我称这本书为《就业、利息和货币通论》;我提请大家注意的该书的第三个特征,是它对货币和物价的处理。下面的分析记录了我从货币数量论所带来的混淆中最后的脱离,这个理论一度使我深陷其中。我把总体物价水平之被决定的方式,视之为与单个物价之被决定的方式全然相同;也就是说,同样受供求的影响。技术条件、工资水平、工厂和劳动力这些资源未被使用的程度,以及市场和竞争的状态,决定了个体以及总体产品的供给条件。企业家们的决策,为单个生产者们提供了收入,这些生产者们对于这类收入的处理决策又决定了那些供给条件。
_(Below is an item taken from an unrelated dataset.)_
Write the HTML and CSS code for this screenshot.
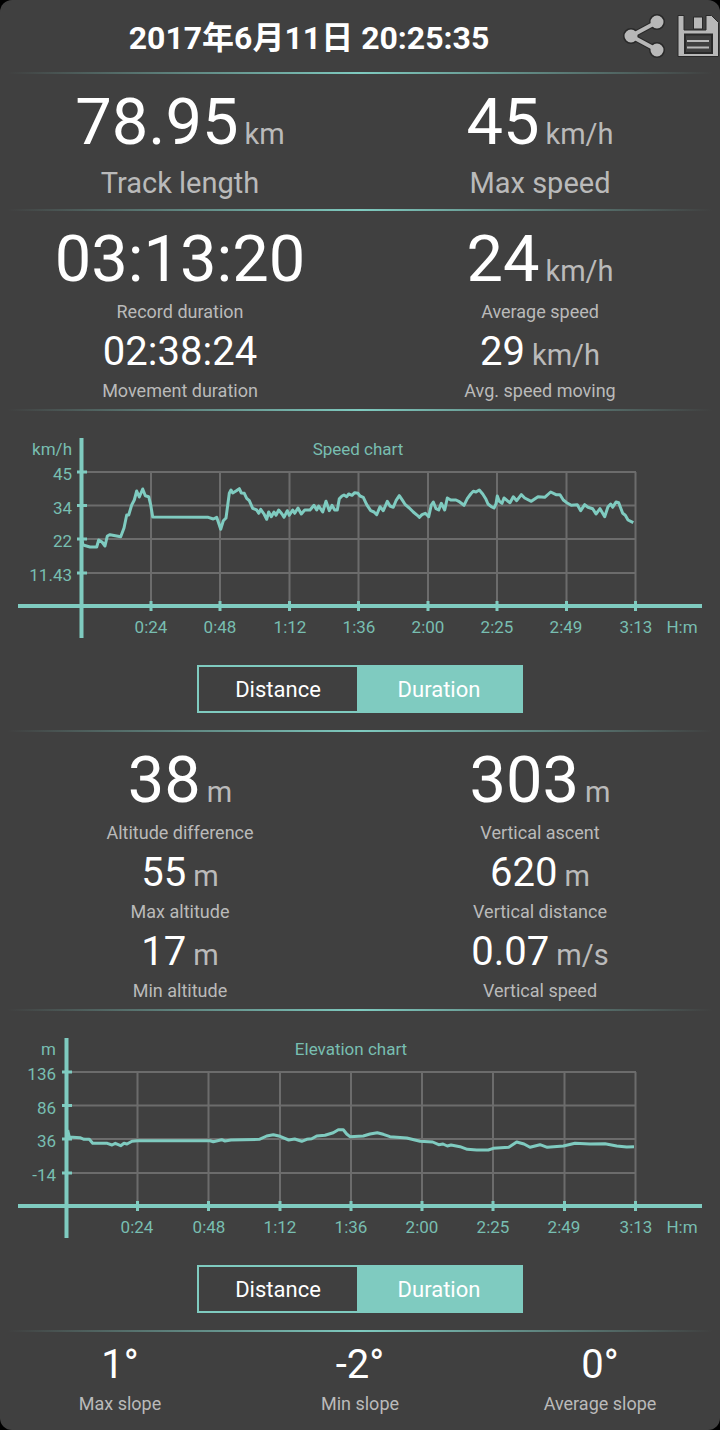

而物价——既包括单个物价,也包括总体物价水平——乃是作为这两个因素的结果而呈现出来的。货币以及货币数量,在该过程的这一阶段上,并不是直接的作用结果。在这个分析的更早阶段上,它们就已经完成了其工作。货币数量决定了流动性资源的供给,因之也就决定了利息率,连同其他影响投资引诱的因素(尤其是信心因素),这些因素转过来又通过供求作用确定了收入、产出和就业以及总体物价水平的均衡水平,从而使均衡状态得以达成。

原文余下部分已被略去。